Work to be completed: Repeat every line of the data exactly, but not the pictures.

** start Information shown **

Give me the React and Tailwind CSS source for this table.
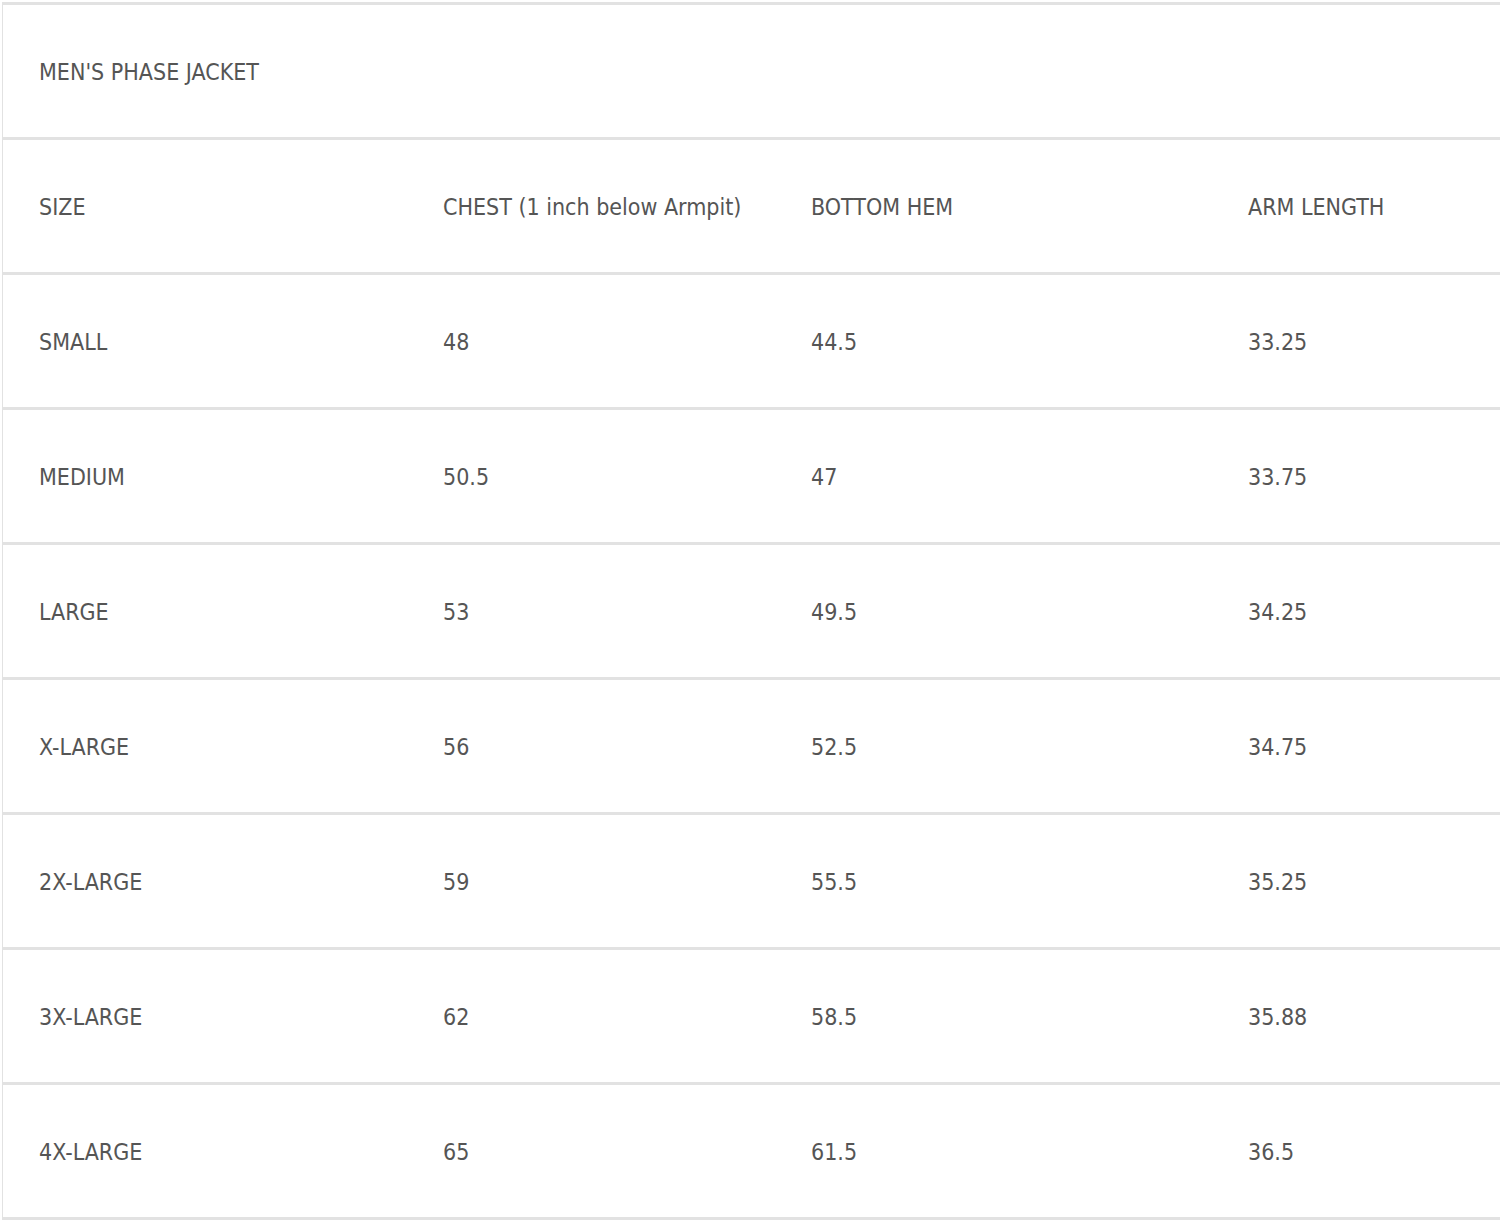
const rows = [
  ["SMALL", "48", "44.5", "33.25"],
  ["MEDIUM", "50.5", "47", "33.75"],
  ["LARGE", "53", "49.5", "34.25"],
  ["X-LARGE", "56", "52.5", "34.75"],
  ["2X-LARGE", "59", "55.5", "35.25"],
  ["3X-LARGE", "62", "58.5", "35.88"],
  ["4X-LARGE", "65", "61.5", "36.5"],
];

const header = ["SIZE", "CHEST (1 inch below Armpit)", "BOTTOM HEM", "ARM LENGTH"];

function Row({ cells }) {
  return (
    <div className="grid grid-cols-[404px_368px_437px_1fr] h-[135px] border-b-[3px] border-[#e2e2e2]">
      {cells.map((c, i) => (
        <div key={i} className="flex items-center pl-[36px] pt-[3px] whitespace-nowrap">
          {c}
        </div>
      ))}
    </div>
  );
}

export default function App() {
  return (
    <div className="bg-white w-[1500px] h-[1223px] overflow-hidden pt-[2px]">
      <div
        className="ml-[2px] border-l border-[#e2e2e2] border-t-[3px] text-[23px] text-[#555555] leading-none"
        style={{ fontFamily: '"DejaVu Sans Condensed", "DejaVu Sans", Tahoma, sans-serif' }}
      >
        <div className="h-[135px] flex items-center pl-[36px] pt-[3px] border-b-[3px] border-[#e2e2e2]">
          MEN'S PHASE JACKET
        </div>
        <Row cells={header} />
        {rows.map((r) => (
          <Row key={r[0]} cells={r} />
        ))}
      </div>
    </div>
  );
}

** end Information shown **

Problem solution:
Give me the React and Tailwind CSS source for this table.
const rows = [
  ["SMALL", "48", "44.5", "33.25"],
  ["MEDIUM", "50.5", "47", "33.75"],
  ["LARGE", "53", "49.5", "34.25"],
  ["X-LARGE", "56", "52.5", "34.75"],
  ["2X-LARGE", "59", "55.5", "35.25"],
  ["3X-LARGE", "62", "58.5", "35.88"],
  ["4X-LARGE", "65", "61.5", "36.5"],
];

const header = ["SIZE", "CHEST (1 inch below Armpit)", "BOTTOM HEM", "ARM LENGTH"];

function Row({ cells }) {
  return (
    <div className="grid grid-cols-[404px_368px_437px_1fr] h-[135px] border-b-[3px] border-[#e2e2e2]">
      {cells.map((c, i) => (
        <div key={i} className="flex items-center pl-[36px] pt-[3px] whitespace-nowrap">
          {c}
        </div>
      ))}
    </div>
  );
}

export default function App() {
  return (
    <div className="bg-white w-[1500px] h-[1223px] overflow-hidden pt-[2px]">
      <div
        className="ml-[2px] border-l border-[#e2e2e2] border-t-[3px] text-[23px] text-[#555555] leading-none"
        style={{ fontFamily: '"DejaVu Sans Condensed", "DejaVu Sans", Tahoma, sans-serif' }}
      >
        <div className="h-[135px] flex items-center pl-[36px] pt-[3px] border-b-[3px] border-[#e2e2e2]">
          MEN'S PHASE JACKET
        </div>
        <Row cells={header} />
        {rows.map((r) => (
          <Row key={r[0]} cells={r} />
        ))}
      </div>
    </div>
  );
}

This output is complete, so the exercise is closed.